The official representation of the female dancing body has been removed and hidden away in Iran; from cinema to stage and book illustrations to advertising billboards.

Disobedient Bodies, Alternative Possibilities

Zavarei’s search for women’s dance practice in public spaces of Iran has led to buried treasure: an incredible resource of unpublished, un-exhibited visual documents, including dance-films and videos using various tactics to evade the heavy surveillance and censorship of women’s bodies in Iran.

The performers blur the line between socially-engaged art and transgressive everyday acts, placing emphasis on the latter. In this way, they make genuine interventions into their own everyday lives, and those of their viewers, performing acts that resist oppression in concrete, meaningful ways.

She suggests that a large segment of the artistic practice that challenges spatial gender discriminations can be found on the streets, blurring the border between feminist art and everyday acts of defiance. There, both professional artists and non-artists apply the same tactics to reclaim their right to the city.
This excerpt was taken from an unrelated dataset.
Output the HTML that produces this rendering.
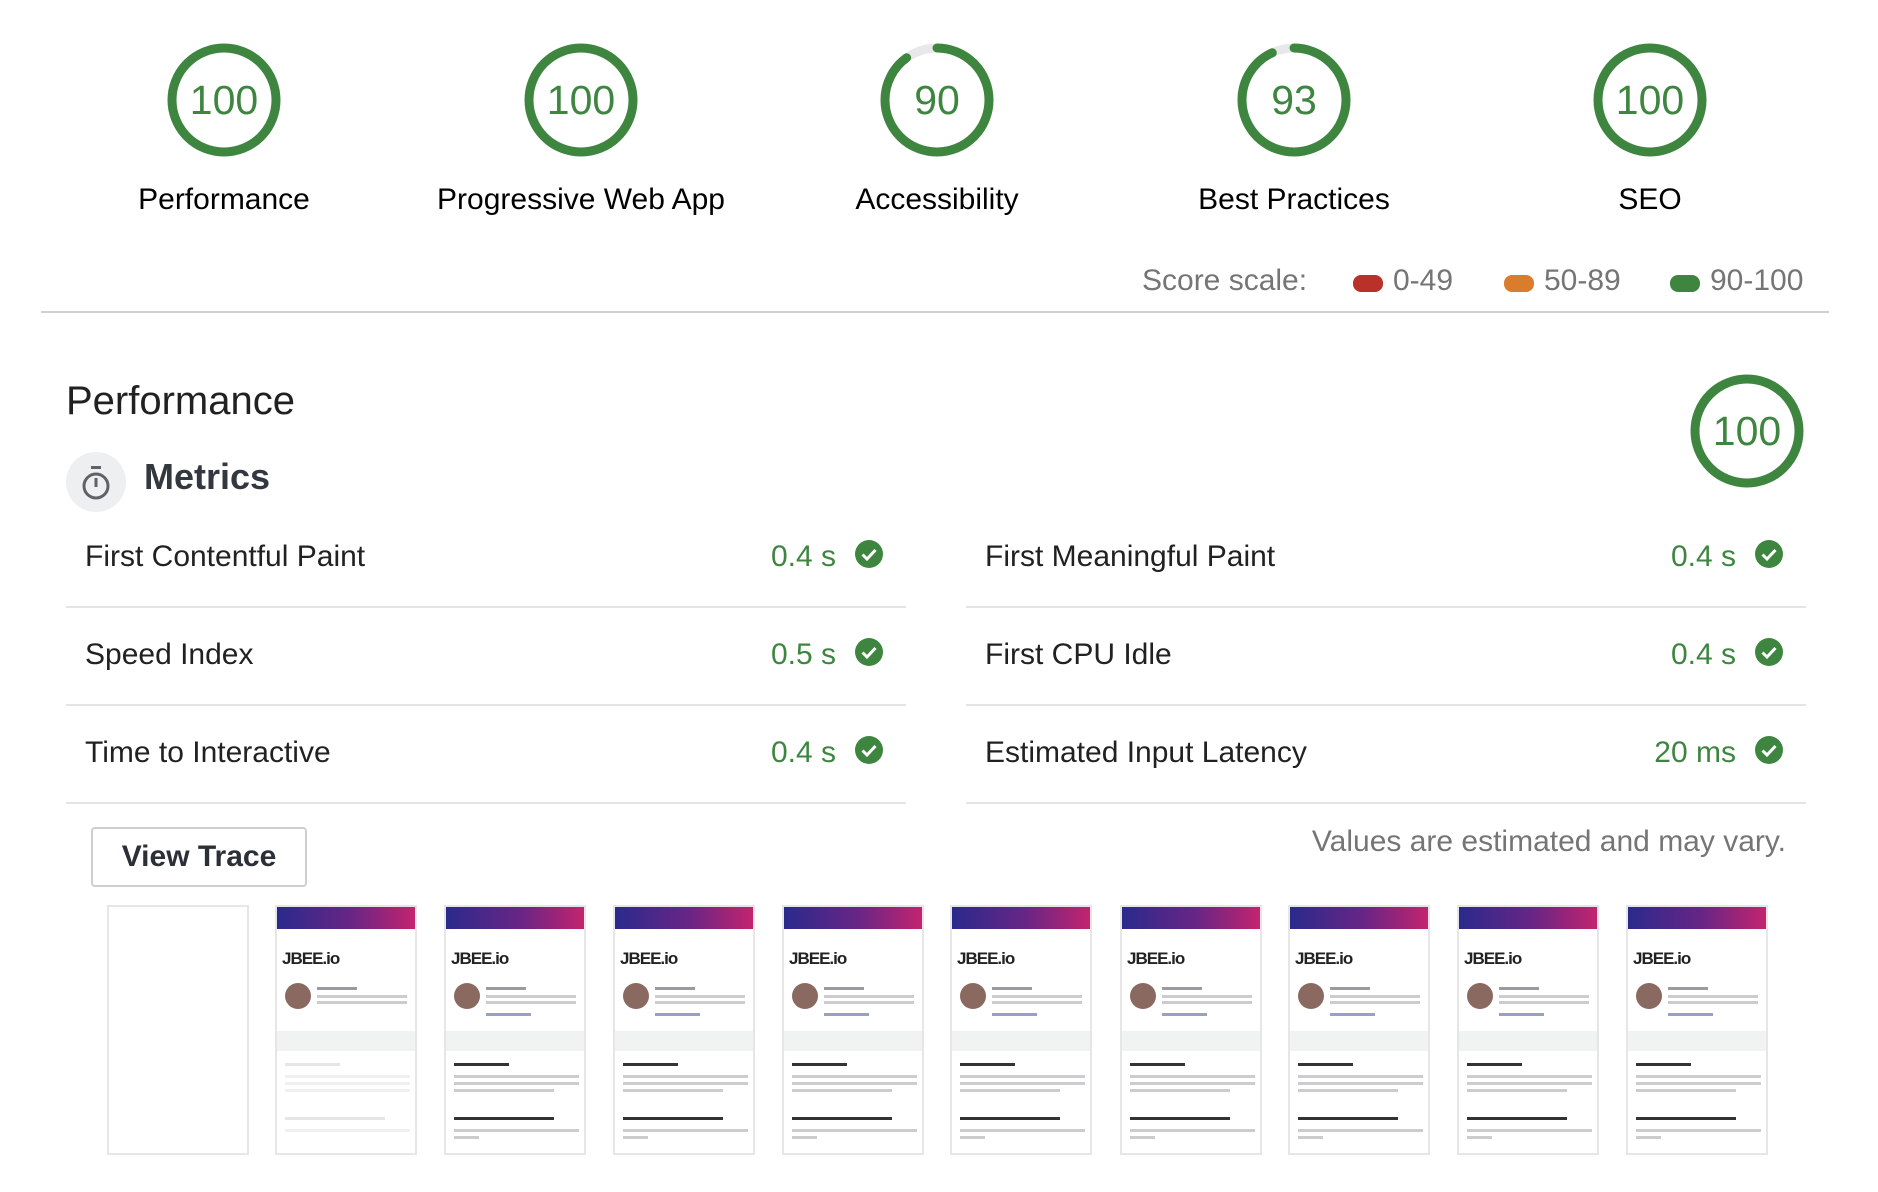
<!DOCTYPE html>
<html><head><meta charset="utf-8"><style>
*{margin:0;padding:0;box-sizing:border-box}
body{width:1878px;height:1192px;background:#fff;font-family:"Liberation Sans",Arial,sans-serif;position:relative;overflow:hidden;color:#212121}
.abs{position:absolute}
.g{position:absolute;width:116px;height:116px}
.g span{position:absolute;left:0;top:0;width:116px;height:116px;line-height:116px;text-align:center;font-size:41px;color:#3e8640}
.lbl{position:absolute;top:183px;width:400px;text-align:center;font-size:30px;color:#000}
.row{position:absolute;height:98px;border-bottom:2px solid #e4e4e4}
.row .t{position:absolute;left:19px;top:30px;font-size:30px;color:#212121}
.row .v{position:absolute;right:70px;top:30px;font-size:30px;color:#3e8640}
.row svg{position:absolute;right:22px;top:29px}
.fr{position:absolute;top:905px;width:142px;height:250px;border:2px solid #e6e6e6;background:#fff;overflow:hidden}
.hd{height:22px;background:linear-gradient(90deg,#2a2a8c,#6a2585 55%,#c3246e)}
.ln{position:absolute;height:3px;background:#9a9aa0}
.jb{position:absolute;left:5px;top:42px;font-size:17px;font-weight:bold;color:#222;letter-spacing:-1px}
</style></head><body>

<div class="g" style="left:166px;top:42px"><svg width="116" height="116"><circle cx="58" cy="58" r="52" fill="none" stroke="#3e8640" stroke-width="9"/></svg><span>100</span></div>
<div class="g" style="left:523px;top:42px"><svg width="116" height="116"><circle cx="58" cy="58" r="52" fill="none" stroke="#3e8640" stroke-width="9"/></svg><span>100</span></div>
<div class="g" style="left:879px;top:42px"><svg width="116" height="116"><circle cx="58" cy="58" r="52" fill="none" stroke="#e8e8ea" stroke-width="9"/><circle cx="58" cy="58" r="52" fill="none" stroke="#3e8640" stroke-width="9" stroke-linecap="round" stroke-dasharray="294 400" transform="rotate(-90 58 58)"/></svg><span>90</span></div>
<div class="g" style="left:1236px;top:42px"><svg width="116" height="116"><circle cx="58" cy="58" r="52" fill="none" stroke="#e8e8ea" stroke-width="9"/><circle cx="58" cy="58" r="52" fill="none" stroke="#3e8640" stroke-width="9" stroke-linecap="round" stroke-dasharray="304 400" transform="rotate(-90 58 58)"/></svg><span>93</span></div>
<div class="g" style="left:1592px;top:42px"><svg width="116" height="116"><circle cx="58" cy="58" r="52" fill="none" stroke="#3e8640" stroke-width="9"/></svg><span>100</span></div>

<div class="lbl" style="left:24px">Performance</div>
<div class="lbl" style="left:381px">Progressive Web App</div>
<div class="lbl" style="left:737px">Accessibility</div>
<div class="lbl" style="left:1094px">Best Practices</div>
<div class="lbl" style="left:1450px">SEO</div>

<div class="abs" style="left:1142px;top:264px;font-size:30px;color:#757575">Score scale:</div>
<div class="abs" style="left:1353px;top:275px;width:30px;height:17px;border-radius:8px;background:#b93128"></div>
<div class="abs" style="left:1393px;top:264px;font-size:30px;color:#757575">0-49</div>
<div class="abs" style="left:1504px;top:275px;width:30px;height:17px;border-radius:8px;background:#d97c2b"></div>
<div class="abs" style="left:1544px;top:264px;font-size:30px;color:#757575">50-89</div>
<div class="abs" style="left:1670px;top:275px;width:30px;height:17px;border-radius:8px;background:#3e8640"></div>
<div class="abs" style="left:1710px;top:264px;font-size:30px;color:#757575">90-100</div>

<div class="abs" style="left:41px;top:311px;width:1788px;height:2px;background:#d0d0d0"></div>

<div class="abs" style="left:66px;top:379px;font-size:40px;color:#212121">Performance</div>
<div class="g" style="left:1689px;top:373px"><svg width="116" height="116"><circle cx="58" cy="58" r="52" fill="none" stroke="#3e8640" stroke-width="9"/></svg><span>100</span></div>

<div class="abs" style="left:66px;top:452px;width:60px;height:60px;border-radius:50%;background:#eeeff1"></div>
<svg class="abs" style="left:78px;top:462px" width="36" height="40" viewBox="0 0 36 40"><rect x="13" y="4" width="10" height="3" fill="#5f6368"/><circle cx="18" cy="24" r="12" fill="none" stroke="#5f6368" stroke-width="3"/><rect x="16.5" y="16" width="3" height="9" fill="#5f6368"/></svg>
<div class="abs" style="left:144px;top:456px;font-size:36px;font-weight:bold;color:#333740">Metrics</div>

<div class="row" style="left:66px;top:510px;width:840px"><div class="t">First Contentful Paint</div><div class="v">0.4 s</div><svg width="30" height="30"><circle cx="15" cy="15" r="14" fill="#3e8640"/><path d="M8.5 15.5l4.5 4.5 8.5-9" stroke="#fff" stroke-width="3" fill="none"/></svg></div>
<div class="row" style="left:66px;top:608px;width:840px"><div class="t">Speed Index</div><div class="v">0.5 s</div><svg width="30" height="30"><circle cx="15" cy="15" r="14" fill="#3e8640"/><path d="M8.5 15.5l4.5 4.5 8.5-9" stroke="#fff" stroke-width="3" fill="none"/></svg></div>
<div class="row" style="left:66px;top:706px;width:840px"><div class="t">Time to Interactive</div><div class="v">0.4 s</div><svg width="30" height="30"><circle cx="15" cy="15" r="14" fill="#3e8640"/><path d="M8.5 15.5l4.5 4.5 8.5-9" stroke="#fff" stroke-width="3" fill="none"/></svg></div>
<div class="row" style="left:966px;top:510px;width:840px"><div class="t">First Meaningful Paint</div><div class="v">0.4 s</div><svg width="30" height="30"><circle cx="15" cy="15" r="14" fill="#3e8640"/><path d="M8.5 15.5l4.5 4.5 8.5-9" stroke="#fff" stroke-width="3" fill="none"/></svg></div>
<div class="row" style="left:966px;top:608px;width:840px"><div class="t">First CPU Idle</div><div class="v">0.4 s</div><svg width="30" height="30"><circle cx="15" cy="15" r="14" fill="#3e8640"/><path d="M8.5 15.5l4.5 4.5 8.5-9" stroke="#fff" stroke-width="3" fill="none"/></svg></div>
<div class="row" style="left:966px;top:706px;width:840px"><div class="t">Estimated Input Latency</div><div class="v">20 ms</div><svg width="30" height="30"><circle cx="15" cy="15" r="14" fill="#3e8640"/><path d="M8.5 15.5l4.5 4.5 8.5-9" stroke="#fff" stroke-width="3" fill="none"/></svg></div>

<div class="abs" style="left:91px;top:827px;width:216px;height:60px;border:2px solid #cfcfcf;border-radius:4px;text-align:center;line-height:56px;font-size:30px;font-weight:bold;color:#2b2f36">View Trace</div>
<div class="abs" style="right:92px;top:825px;font-size:30px;color:#757575">Values are estimated and may vary.</div>

<div class="fr" style="left:107px"></div>
<div id="fs"></div>
<div class="fr" style="left:275px"><div class="hd"></div><div class="jb">JBEE.io</div><div style="position:absolute;left:8px;top:76px;width:26px;height:26px;border-radius:50%;background:#8a6a60"></div><div class="ln" style="left:40px;top:80px;width:40px"></div><div class="ln" style="left:40px;top:88px;width:90px;opacity:.5"></div><div class="ln" style="left:40px;top:94px;width:90px;opacity:.5"></div><div style="position:absolute;left:0;top:124px;width:140px;height:20px;background:#f1f3f3"></div><div class="ln" style="left:8px;top:156px;width:55px;opacity:.25"></div><div class="ln" style="left:8px;top:168px;width:125px;opacity:.15"></div><div class="ln" style="left:8px;top:175px;width:125px;opacity:.15"></div><div class="ln" style="left:8px;top:182px;width:125px;opacity:.15"></div><div class="ln" style="left:8px;top:210px;width:100px;opacity:.25"></div><div class="ln" style="left:8px;top:222px;width:125px;opacity:.15"></div></div>
<script>
var xs=[444,613,782,950,1120,1288,1457,1626],h='';
xs.forEach(function(x){h+='<div class="fr" style="left:'+x+'px"><div class="hd"></div><div class="jb">JBEE.io</div><div style="position:absolute;left:8px;top:76px;width:26px;height:26px;border-radius:50%;background:#8a6a60"></div><div class="ln" style="left:40px;top:80px;width:40px"></div><div class="ln" style="left:40px;top:88px;width:90px;opacity:.5"></div><div class="ln" style="left:40px;top:94px;width:90px;opacity:.5"></div><div class="ln" style="left:40px;top:106px;width:45px;background:#5560a0;opacity:.6"></div><div style="position:absolute;left:0;top:124px;width:140px;height:20px;background:#f1f3f3"></div><div class="ln" style="left:8px;top:156px;width:55px;background:#333"></div><div class="ln" style="left:8px;top:168px;width:125px;opacity:.5"></div><div class="ln" style="left:8px;top:175px;width:125px;opacity:.5"></div><div class="ln" style="left:8px;top:182px;width:100px;opacity:.5"></div><div class="ln" style="left:8px;top:210px;width:100px;background:#333"></div><div class="ln" style="left:8px;top:222px;width:125px;opacity:.5"></div><div class="ln" style="left:8px;top:229px;width:25px;opacity:.5"></div></div>';});
document.getElementById('fs').innerHTML=h;
</script>
</body></html>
As Zavarei finishes her thoughts, a video appears on social media of young girl dancing outside one of the Sooreh (girls’ art high schools) schools, in protest against the removal of a theatre course.

The song to which she has carefully choreographed her movements is sung by Ghawgha Taban, a young Afghan singer who resides in Iran and is an outspoken voice in support of women’s rights in Afghanistan. As the dance-protester moves, Ghawgha sings:

 The wind blows with tension,

Dance with hope of liberation,

Dance within the ghosts’ city,

Dance in dorms and at university,

Dance, dance and dance even more

Dance, dance and dance even more

Zavarei is moved to tears as she reflects on how the young girl encapsulates the suffering, the joy, the hope, the protest, the cry for freedom, that is being expressed in spaces that are pushing these women out and closing in on them. They do not fret. They sing, they play, they perform another life, and dance another reality.